## Given request
Please give the listing again in its entirety, exactly as written.
:: Information shown ::
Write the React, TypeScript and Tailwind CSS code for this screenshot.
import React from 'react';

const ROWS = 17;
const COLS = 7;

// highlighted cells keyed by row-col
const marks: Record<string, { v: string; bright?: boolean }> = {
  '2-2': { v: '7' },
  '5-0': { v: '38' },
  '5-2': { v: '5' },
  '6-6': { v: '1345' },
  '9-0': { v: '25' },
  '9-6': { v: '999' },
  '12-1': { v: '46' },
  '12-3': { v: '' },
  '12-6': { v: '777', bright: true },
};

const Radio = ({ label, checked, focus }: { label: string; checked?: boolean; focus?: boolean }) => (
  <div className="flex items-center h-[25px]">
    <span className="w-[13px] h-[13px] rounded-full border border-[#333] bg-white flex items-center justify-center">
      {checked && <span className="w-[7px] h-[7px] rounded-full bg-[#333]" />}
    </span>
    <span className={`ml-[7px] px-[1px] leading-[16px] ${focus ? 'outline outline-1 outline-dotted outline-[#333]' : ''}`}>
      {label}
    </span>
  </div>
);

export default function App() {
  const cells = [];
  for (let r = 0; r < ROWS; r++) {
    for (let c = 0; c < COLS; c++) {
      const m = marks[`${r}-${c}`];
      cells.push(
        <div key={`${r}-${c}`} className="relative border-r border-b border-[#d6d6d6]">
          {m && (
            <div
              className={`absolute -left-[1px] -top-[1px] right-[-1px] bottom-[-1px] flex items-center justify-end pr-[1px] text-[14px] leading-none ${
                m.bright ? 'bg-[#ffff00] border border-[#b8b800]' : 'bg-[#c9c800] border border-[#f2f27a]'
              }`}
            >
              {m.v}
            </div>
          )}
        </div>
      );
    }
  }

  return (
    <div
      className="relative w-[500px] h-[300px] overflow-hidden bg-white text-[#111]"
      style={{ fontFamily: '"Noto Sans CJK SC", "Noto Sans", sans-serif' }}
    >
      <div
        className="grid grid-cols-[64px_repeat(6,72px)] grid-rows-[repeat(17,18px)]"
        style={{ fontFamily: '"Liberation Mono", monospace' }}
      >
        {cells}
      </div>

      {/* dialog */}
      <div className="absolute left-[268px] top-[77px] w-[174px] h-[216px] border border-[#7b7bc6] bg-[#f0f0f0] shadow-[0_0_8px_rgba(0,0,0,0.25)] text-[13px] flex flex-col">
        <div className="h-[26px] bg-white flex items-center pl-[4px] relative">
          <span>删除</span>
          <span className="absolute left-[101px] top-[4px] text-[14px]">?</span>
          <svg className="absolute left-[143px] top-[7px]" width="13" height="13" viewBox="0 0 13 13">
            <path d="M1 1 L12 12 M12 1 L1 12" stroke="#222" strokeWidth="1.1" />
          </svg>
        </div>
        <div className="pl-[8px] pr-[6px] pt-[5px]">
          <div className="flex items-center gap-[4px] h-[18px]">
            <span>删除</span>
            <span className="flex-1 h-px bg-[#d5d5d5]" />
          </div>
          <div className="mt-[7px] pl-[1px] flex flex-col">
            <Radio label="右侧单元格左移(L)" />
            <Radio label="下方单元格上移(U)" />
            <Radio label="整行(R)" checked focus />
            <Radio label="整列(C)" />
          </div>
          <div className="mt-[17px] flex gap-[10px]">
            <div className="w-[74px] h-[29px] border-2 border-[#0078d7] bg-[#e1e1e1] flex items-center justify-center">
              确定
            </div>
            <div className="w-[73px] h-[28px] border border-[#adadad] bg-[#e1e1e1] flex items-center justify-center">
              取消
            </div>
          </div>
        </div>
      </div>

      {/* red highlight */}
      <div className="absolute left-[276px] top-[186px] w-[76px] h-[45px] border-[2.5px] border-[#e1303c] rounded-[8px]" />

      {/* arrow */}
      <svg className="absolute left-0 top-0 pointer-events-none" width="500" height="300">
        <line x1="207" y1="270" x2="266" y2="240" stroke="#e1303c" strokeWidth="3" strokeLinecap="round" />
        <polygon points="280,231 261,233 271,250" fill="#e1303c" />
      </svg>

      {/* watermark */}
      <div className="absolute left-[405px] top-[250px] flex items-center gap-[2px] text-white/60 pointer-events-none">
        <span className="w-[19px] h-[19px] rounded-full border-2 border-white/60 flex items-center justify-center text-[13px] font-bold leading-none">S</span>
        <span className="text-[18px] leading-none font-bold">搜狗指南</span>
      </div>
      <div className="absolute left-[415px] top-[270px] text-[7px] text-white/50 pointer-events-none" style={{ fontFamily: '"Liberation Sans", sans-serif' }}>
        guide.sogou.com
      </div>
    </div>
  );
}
:::
## Exercise result
Write the React, TypeScript and Tailwind CSS code for this screenshot.
import React from 'react';

const ROWS = 17;
const COLS = 7;

// highlighted cells keyed by row-col
const marks: Record<string, { v: string; bright?: boolean }> = {
  '2-2': { v: '7' },
  '5-0': { v: '38' },
  '5-2': { v: '5' },
  '6-6': { v: '1345' },
  '9-0': { v: '25' },
  '9-6': { v: '999' },
  '12-1': { v: '46' },
  '12-3': { v: '' },
  '12-6': { v: '777', bright: true },
};

const Radio = ({ label, checked, focus }: { label: string; checked?: boolean; focus?: boolean }) => (
  <div className="flex items-center h-[25px]">
    <span className="w-[13px] h-[13px] rounded-full border border-[#333] bg-white flex items-center justify-center">
      {checked && <span className="w-[7px] h-[7px] rounded-full bg-[#333]" />}
    </span>
    <span className={`ml-[7px] px-[1px] leading-[16px] ${focus ? 'outline outline-1 outline-dotted outline-[#333]' : ''}`}>
      {label}
    </span>
  </div>
);

export default function App() {
  const cells = [];
  for (let r = 0; r < ROWS; r++) {
    for (let c = 0; c < COLS; c++) {
      const m = marks[`${r}-${c}`];
      cells.push(
        <div key={`${r}-${c}`} className="relative border-r border-b border-[#d6d6d6]">
          {m && (
            <div
              className={`absolute -left-[1px] -top-[1px] right-[-1px] bottom-[-1px] flex items-center justify-end pr-[1px] text-[14px] leading-none ${
                m.bright ? 'bg-[#ffff00] border border-[#b8b800]' : 'bg-[#c9c800] border border-[#f2f27a]'
              }`}
            >
              {m.v}
            </div>
          )}
        </div>
      );
    }
  }

  return (
    <div
      className="relative w-[500px] h-[300px] overflow-hidden bg-white text-[#111]"
      style={{ fontFamily: '"Noto Sans CJK SC", "Noto Sans", sans-serif' }}
    >
      <div
        className="grid grid-cols-[64px_repeat(6,72px)] grid-rows-[repeat(17,18px)]"
        style={{ fontFamily: '"Liberation Mono", monospace' }}
      >
        {cells}
      </div>

      {/* dialog */}
      <div className="absolute left-[268px] top-[77px] w-[174px] h-[216px] border border-[#7b7bc6] bg-[#f0f0f0] shadow-[0_0_8px_rgba(0,0,0,0.25)] text-[13px] flex flex-col">
        <div className="h-[26px] bg-white flex items-center pl-[4px] relative">
          <span>删除</span>
          <span className="absolute left-[101px] top-[4px] text-[14px]">?</span>
          <svg className="absolute left-[143px] top-[7px]" width="13" height="13" viewBox="0 0 13 13">
            <path d="M1 1 L12 12 M12 1 L1 12" stroke="#222" strokeWidth="1.1" />
          </svg>
        </div>
        <div className="pl-[8px] pr-[6px] pt-[5px]">
          <div className="flex items-center gap-[4px] h-[18px]">
            <span>删除</span>
            <span className="flex-1 h-px bg-[#d5d5d5]" />
          </div>
          <div className="mt-[7px] pl-[1px] flex flex-col">
            <Radio label="右侧单元格左移(L)" />
            <Radio label="下方单元格上移(U)" />
            <Radio label="整行(R)" checked focus />
            <Radio label="整列(C)" />
          </div>
          <div className="mt-[17px] flex gap-[10px]">
            <div className="w-[74px] h-[29px] border-2 border-[#0078d7] bg-[#e1e1e1] flex items-center justify-center">
              确定
            </div>
            <div className="w-[73px] h-[28px] border border-[#adadad] bg-[#e1e1e1] flex items-center justify-center">
              取消
            </div>
          </div>
        </div>
      </div>

      {/* red highlight */}
      <div className="absolute left-[276px] top-[186px] w-[76px] h-[45px] border-[2.5px] border-[#e1303c] rounded-[8px]" />

      {/* arrow */}
      <svg className="absolute left-0 top-0 pointer-events-none" width="500" height="300">
        <line x1="207" y1="270" x2="266" y2="240" stroke="#e1303c" strokeWidth="3" strokeLinecap="round" />
        <polygon points="280,231 261,233 271,250" fill="#e1303c" />
      </svg>

      {/* watermark */}
      <div className="absolute left-[405px] top-[250px] flex items-center gap-[2px] text-white/60 pointer-events-none">
        <span className="w-[19px] h-[19px] rounded-full border-2 border-white/60 flex items-center justify-center text-[13px] font-bold leading-none">S</span>
        <span className="text-[18px] leading-none font-bold">搜狗指南</span>
      </div>
      <div className="absolute left-[415px] top-[270px] text-[7px] text-white/50 pointer-events-none" style={{ fontFamily: '"Liberation Sans", sans-serif' }}>
        guide.sogou.com
      </div>
    </div>
  );
}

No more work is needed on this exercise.